Richard Collier, Chief Financial Officer at Heartland Bank, put the consensus case plainly: "A hold remains the most likely outcome in August. The RBA is weighing improving inflation outcomes against a gradually weakening economy. Inflation is moving in the right direction, but not convincingly enough to support a rate cut, while softer growth reduces the likelihood of further hikes. For now, the board is likely to stay on the sidelines and wait for more data."
Bianca Patterson, a mortgage broker and finance specialist at Perth-based Calculated Lending, echoed the call for stability: "I hope to see the RBA hold the cash rate at its August meeting, as we need a period of stability rather than moving too quickly in either direction. While borrowers would welcome some interest rate relief, there has not yet been enough time to see the full effect of the three consecutive rate rises."

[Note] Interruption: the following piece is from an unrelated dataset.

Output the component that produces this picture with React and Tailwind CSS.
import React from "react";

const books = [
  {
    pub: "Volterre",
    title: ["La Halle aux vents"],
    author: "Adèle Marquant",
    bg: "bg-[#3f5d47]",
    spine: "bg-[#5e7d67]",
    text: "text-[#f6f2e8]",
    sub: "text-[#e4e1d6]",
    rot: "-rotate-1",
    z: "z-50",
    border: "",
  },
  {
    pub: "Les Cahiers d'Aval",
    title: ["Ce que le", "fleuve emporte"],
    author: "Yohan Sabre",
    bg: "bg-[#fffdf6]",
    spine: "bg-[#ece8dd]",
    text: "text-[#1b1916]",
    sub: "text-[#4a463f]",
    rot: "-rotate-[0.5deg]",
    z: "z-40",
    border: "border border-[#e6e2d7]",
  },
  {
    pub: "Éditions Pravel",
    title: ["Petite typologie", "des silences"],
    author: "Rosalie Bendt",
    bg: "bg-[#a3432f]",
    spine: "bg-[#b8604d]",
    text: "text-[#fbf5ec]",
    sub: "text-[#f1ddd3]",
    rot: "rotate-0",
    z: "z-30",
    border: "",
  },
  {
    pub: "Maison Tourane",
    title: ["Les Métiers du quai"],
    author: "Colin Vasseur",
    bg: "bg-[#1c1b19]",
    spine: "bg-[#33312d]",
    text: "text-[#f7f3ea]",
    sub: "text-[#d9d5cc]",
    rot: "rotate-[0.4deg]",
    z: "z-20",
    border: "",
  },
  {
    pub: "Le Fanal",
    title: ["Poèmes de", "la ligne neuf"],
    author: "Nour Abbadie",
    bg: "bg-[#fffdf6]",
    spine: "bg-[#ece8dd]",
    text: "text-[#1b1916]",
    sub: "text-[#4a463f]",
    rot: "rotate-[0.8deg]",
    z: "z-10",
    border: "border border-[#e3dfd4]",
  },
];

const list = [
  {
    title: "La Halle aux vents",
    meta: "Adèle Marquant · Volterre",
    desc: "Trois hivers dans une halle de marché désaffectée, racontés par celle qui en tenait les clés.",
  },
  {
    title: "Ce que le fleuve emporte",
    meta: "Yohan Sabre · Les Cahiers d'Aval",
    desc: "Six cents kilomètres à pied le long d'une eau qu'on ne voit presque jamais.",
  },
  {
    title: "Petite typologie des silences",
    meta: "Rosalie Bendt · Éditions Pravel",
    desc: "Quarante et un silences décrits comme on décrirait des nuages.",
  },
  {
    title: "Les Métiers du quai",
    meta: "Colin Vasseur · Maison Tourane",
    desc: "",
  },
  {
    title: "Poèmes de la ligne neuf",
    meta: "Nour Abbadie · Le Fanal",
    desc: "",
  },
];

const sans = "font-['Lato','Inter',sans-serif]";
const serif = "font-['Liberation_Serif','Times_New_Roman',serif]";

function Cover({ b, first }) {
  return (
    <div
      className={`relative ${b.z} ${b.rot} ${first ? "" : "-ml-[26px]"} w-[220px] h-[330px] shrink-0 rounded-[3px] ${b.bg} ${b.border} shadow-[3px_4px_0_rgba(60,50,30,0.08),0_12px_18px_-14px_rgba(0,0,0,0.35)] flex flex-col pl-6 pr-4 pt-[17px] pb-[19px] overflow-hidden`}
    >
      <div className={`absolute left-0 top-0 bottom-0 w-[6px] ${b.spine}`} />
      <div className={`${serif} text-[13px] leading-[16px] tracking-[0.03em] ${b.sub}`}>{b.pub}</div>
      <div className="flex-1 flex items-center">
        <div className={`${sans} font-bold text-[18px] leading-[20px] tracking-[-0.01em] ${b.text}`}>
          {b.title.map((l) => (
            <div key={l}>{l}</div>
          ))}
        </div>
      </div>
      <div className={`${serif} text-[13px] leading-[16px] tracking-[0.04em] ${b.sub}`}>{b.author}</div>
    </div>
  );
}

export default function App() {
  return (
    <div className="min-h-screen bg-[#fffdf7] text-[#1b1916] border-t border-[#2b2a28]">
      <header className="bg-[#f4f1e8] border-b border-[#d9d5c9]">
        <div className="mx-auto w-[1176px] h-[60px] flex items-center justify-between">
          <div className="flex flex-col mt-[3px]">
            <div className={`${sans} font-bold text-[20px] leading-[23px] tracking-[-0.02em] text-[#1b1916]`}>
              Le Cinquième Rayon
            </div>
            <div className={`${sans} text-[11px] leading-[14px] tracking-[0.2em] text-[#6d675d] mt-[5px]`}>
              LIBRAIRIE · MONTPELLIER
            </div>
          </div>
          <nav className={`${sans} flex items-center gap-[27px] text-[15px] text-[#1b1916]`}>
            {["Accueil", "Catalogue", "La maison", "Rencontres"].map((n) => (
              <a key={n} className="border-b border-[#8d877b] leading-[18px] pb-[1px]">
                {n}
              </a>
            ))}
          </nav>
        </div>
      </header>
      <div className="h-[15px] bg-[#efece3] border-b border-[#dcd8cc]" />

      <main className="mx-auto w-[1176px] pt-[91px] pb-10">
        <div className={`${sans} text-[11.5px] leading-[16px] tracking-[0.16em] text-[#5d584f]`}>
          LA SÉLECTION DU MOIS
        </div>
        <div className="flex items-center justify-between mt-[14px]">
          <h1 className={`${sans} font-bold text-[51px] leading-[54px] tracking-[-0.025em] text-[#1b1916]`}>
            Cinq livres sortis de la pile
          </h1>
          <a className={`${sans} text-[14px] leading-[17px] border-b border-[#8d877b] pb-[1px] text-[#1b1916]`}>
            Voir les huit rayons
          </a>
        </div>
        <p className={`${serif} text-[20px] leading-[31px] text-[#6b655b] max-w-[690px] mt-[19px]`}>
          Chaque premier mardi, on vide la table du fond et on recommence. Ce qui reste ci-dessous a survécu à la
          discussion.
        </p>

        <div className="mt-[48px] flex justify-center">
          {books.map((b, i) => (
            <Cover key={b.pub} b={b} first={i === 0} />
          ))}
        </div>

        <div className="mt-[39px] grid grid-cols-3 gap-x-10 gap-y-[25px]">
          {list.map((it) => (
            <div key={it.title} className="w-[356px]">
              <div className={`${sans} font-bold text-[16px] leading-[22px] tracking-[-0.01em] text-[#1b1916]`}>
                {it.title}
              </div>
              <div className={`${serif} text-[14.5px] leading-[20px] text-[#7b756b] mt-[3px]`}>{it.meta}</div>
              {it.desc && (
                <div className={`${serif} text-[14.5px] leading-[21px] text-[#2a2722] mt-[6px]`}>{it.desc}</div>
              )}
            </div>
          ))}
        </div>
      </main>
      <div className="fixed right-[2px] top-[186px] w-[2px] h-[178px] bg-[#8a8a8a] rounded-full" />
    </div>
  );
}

Patterson highlighted why a quick reversal would send the wrong signal: "Cutting rates only two meetings after three consecutive rises would feel premature, particularly if any significant movement in the data could be temporary or reflect an initial reaction to the announcement of the proposed federal budget measures."
Ruth Van Eekelen, a franchise broker at Aussie Home Loans in Victoria's Bellarine Peninsula, offered a ground-level observation. Rather than cutting back on spending when budgets tighten, many of her clients are choosing to earn more instead. "One thing that has really stood out to me is that, rather than looking to cut back on their spending, many people are choosing to solve the affordability challenge by working more or increasing their income," she said. That creates an uncomfortable possibility: if households maintain spending by earning more rather than consuming less, demand stays elevated and inflation proves stickier than expected.

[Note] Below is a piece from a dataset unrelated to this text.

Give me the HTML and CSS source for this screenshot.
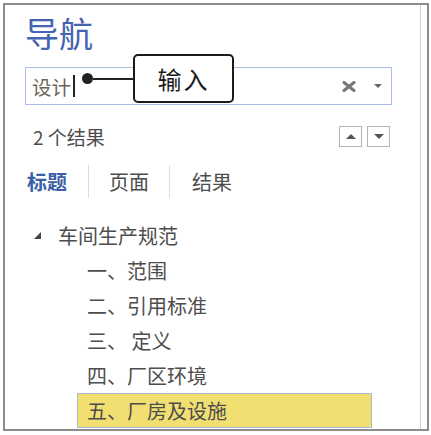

Janine Ashmore, co-founder and director of Darwin-based Bliss Home Loans, also called for a hold, drawing on a practical market signal: some fixed rates have started easing. "I have seen some fixed rates lower too, which indicates that lenders perhaps think so as well," she said — a subtle but meaningful cue that parts of the market are already pricing in rate stability or decline.

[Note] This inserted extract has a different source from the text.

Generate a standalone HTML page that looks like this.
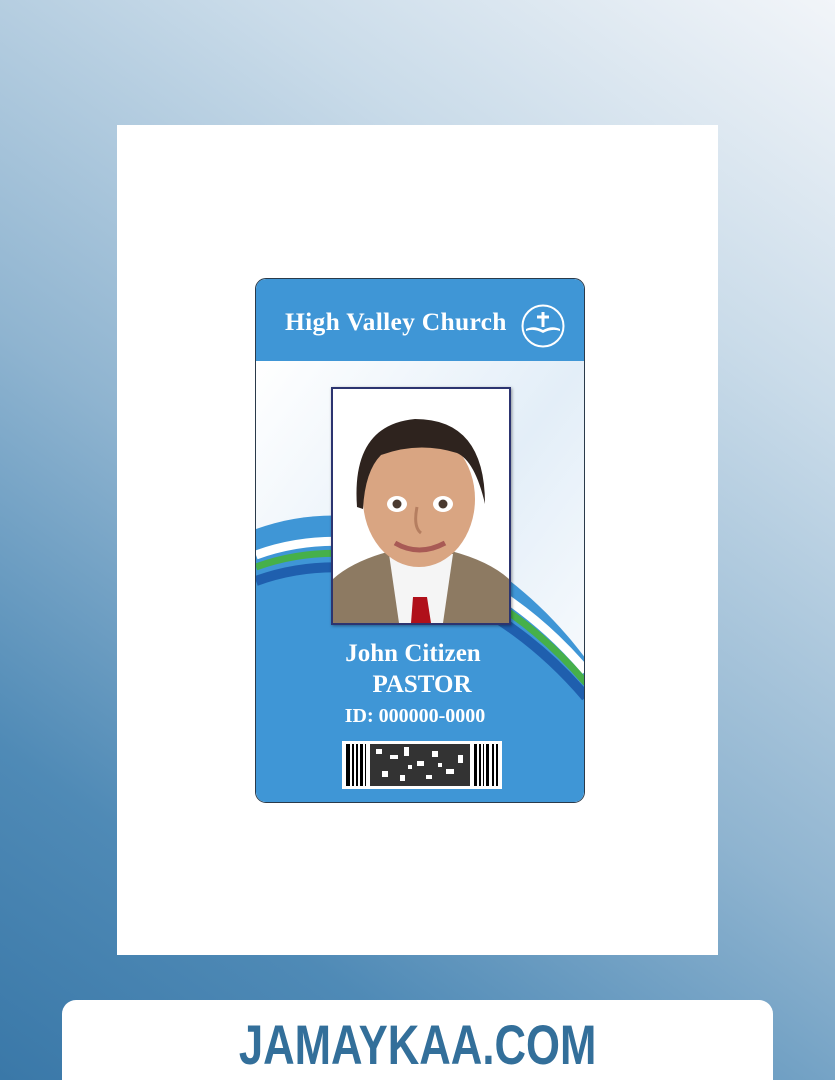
<!DOCTYPE html>
<html><head><meta charset="utf-8"><style>
html,body{margin:0;padding:0;width:835px;height:1080px;overflow:hidden}
body{position:relative;font-family:"Liberation Serif",serif;
background:linear-gradient(215deg,#f2f5f9 0%,#c9dbe9 25%,#8fb4d0 55%,#4f8ab6 80%,#3a78a8 100%);}
.paper{position:absolute;left:117px;top:125px;width:601px;height:830px;background:#fff}
.card{position:absolute;left:255px;top:278px;width:328px;height:523px;border:1px solid #2a3a4a;border-radius:11px;overflow:hidden;background:#fff}
.hdr{position:absolute;left:0;top:0;width:100%;height:82px;background:#3f96d6}
.hdr .t{position:absolute;left:29px;top:28px;color:#fff;font-weight:bold;font-size:25.5px;letter-spacing:0.3px}
.photo{position:absolute;left:75px;top:108px;width:176px;height:234px;border:2px solid #2c3470;background:#fff;overflow:hidden;box-shadow:1px 1px 3px rgba(0,0,0,.4)}
.txt{position:absolute;width:100%;text-align:center;color:#fff;font-weight:bold}
.foot{position:absolute;left:62px;top:1000px;width:711px;height:80px;background:#fff;border-radius:14px 14px 0 0}
.foot span{position:absolute;left:0;width:100%;top:12px;text-align:center;font-family:"Liberation Sans",sans-serif;font-weight:bold;font-size:56px;color:#336f9a;transform:scaleX(0.78);transform-origin:356px 0}
</style></head><body>
<div class="paper"></div>
<div class="card">
<svg width="328" height="523" style="position:absolute;left:0;top:0">
<defs><linearGradient id="w" x1="0" y1="0" x2="1" y2="1"><stop offset="0" stop-color="#fff"/><stop offset="0.5" stop-color="#e3eef8"/><stop offset="1" stop-color="#fff"/></linearGradient></defs>
<rect x="0" y="82" width="328" height="441" fill="url(#w)"/>
<path d="M0,250 C110,210 240,260 330,380 L330,523 L0,523Z" fill="#3f96d6"/>
<path d="M0,276 C110,236 240,286 330,392" stroke="#fff" stroke-width="9" fill="none"/>
<path d="M0,288 C110,248 240,298 330,404" stroke="#46b04a" stroke-width="7" fill="none"/>
<path d="M0,302 C110,262 240,312 330,418" stroke="#1f5fae" stroke-width="10" fill="none"/>
</svg>
<div class="hdr"><div class="t">High Valley Church</div>
<svg width="46" height="46" style="position:absolute;left:264px;top:24px" viewBox="0 0 46 46">
<circle cx="23" cy="23" r="20.5" stroke="#fff" stroke-width="2" fill="none"/>
<path d="M23,9 V24 M17,14 H29" stroke="#fff" stroke-width="3"/>
<path d="M6,26 Q14,22 23,27 Q32,22 40,26 L40,28 Q32,25 23,30 Q14,25 6,28Z" fill="#fff"/>
</svg></div>
<div class="photo"><svg width="176" height="234" viewBox="0 0 176 234">
<path d="M0,190 Q20,172 58,162 L118,162 Q156,172 176,190 L176,234 L0,234Z" fill="#8d7a62"/>
<path d="M56,165 L120,165 L110,234 L66,234Z" fill="#f5f5f5"/>
<path d="M80,208 L94,208 L98,234 L78,234Z" fill="#b0101a"/>
<ellipse cx="86" cy="110" rx="56" ry="68" fill="#d9a582"/>
<path d="M24,118 Q18,36 82,30 Q152,30 152,115 Q142,72 124,64 Q86,52 48,66 Q32,82 30,120Z" fill="#2e231e"/>
<ellipse cx="64" cy="115" rx="10" ry="8" fill="#fff"/><circle cx="64" cy="115" r="4.5" fill="#4a3a30"/>
<ellipse cx="110" cy="115" rx="10" ry="8" fill="#fff"/><circle cx="110" cy="115" r="4.5" fill="#4a3a30"/>
<path d="M84,118 Q80,138 88,144" stroke="#b57e60" stroke-width="3" fill="none"/>
<path d="M62,154 Q86,168 112,154" stroke="#a85a55" stroke-width="5" fill="none"/>
</svg></div>
<div class="txt" style="top:361px;font-size:25px;left:-7px">John Citizen</div>
<div class="txt" style="top:392px;font-size:25px;left:2px">PASTOR</div>
<div class="txt" style="top:426px;font-size:20px;left:-5px">ID: 000000-0000</div>
<svg width="160" height="48" style="position:absolute;left:86px;top:462px">
<rect width="160" height="48" fill="#fff"/>
<g fill="#000">
<rect x="4" y="3" width="4" height="42"/><rect x="10" y="3" width="2" height="42"/><rect x="14" y="3" width="2" height="42"/><rect x="18" y="3" width="3" height="42"/><rect x="23" y="3" width="1" height="42"/>
<rect x="28" y="3" width="100" height="42" fill="#333"/>
<rect x="132" y="3" width="3" height="42"/><rect x="137" y="3" width="2" height="42"/><rect x="141" y="3" width="1" height="42"/><rect x="144" y="3" width="3" height="42"/><rect x="150" y="3" width="2" height="42"/><rect x="154" y="3" width="2" height="42"/>
</g>
<g fill="#fff"><rect x="34" y="8" width="6" height="5"/><rect x="48" y="14" width="8" height="4"/><rect x="62" y="6" width="5" height="9"/><rect x="75" y="20" width="7" height="5"/><rect x="90" y="10" width="6" height="6"/><rect x="104" y="28" width="8" height="5"/><rect x="40" y="30" width="6" height="6"/><rect x="58" y="34" width="5" height="6"/><rect x="84" y="34" width="6" height="4"/><rect x="116" y="14" width="5" height="8"/><rect x="96" y="22" width="4" height="4"/><rect x="66" y="24" width="4" height="4"/></g>
</svg>
</div>
<div class="foot"><span>JAMAYKAA.COM</span></div>
</body></html>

Not everyone agrees the cycle has turned. Scott Bament, a Mortgage Choice broker in South Australia's Morphett Vale, told Australian Broker he is forecasting "up to two more rate increases this year" — while acknowledging he is "not 100% convinced" even one more hike comes. He noted that the federal budget changes have arguably had more market impact than the rate rises themselves.
The Case That Rates Have Already Peaked
The most detailed argument for an early pivot came from Curtis Stewart, Head of Strategy and partner at Flint Group, who frames the debate differently from most: "We think the RBA holds at the August meeting, and that the next move in the cash rate from here is down, rather than up."
His reasoning centres on evidence that the three 2026 rate rises are already doing significant work. Property transactions are down as much as 20 per cent in parts of the market. Credit growth is forecast to slow sharply. Consumer confidence is sitting at multi-decade lows.
"That points to an economy that's already feeling the effects of tighter policy, rather than one that needs further tightening," he said. His base case is a cutting cycle beginning after August — potentially with multiple cuts through to the end of 2027 as policy moves back toward a neutral setting. "For buyers and investors, the practical read is, plan around the possibility of lower rates ahead, not another hike."
What Borrowers Should Do Now
For most variable rate borrowers, the near-term message is one of relative stability: a hold in August is the consensus expectation, and repayments are unlikely to change before that meeting. But stable repayments are not the same as optimal ones.
If a cutting cycle follows in 2027, lenders typically begin repricing products in anticipation — meaning the sharpest variable rates on offer can shift well before the RBA actually moves. Reviewing what home loan rates are available right now gives you an accurate read on where the market sits relative to your current rate.
For borrowers weighing a refinance, the timing question is real: move now into a sharper deal, or wait to see if the cutting cycle delivers better rates? Both approaches have merit depending on your loan size, remaining term, and break costs. Running the numbers through a borrowing power calculator helps you pressure-test different scenarios before committing.
The broader lesson of three hikes in 2026 is that rate certainty is rarely as durable as it appears. Making proactive decisions when conditions are relatively stable tends to produce better outcomes than reacting under pressure.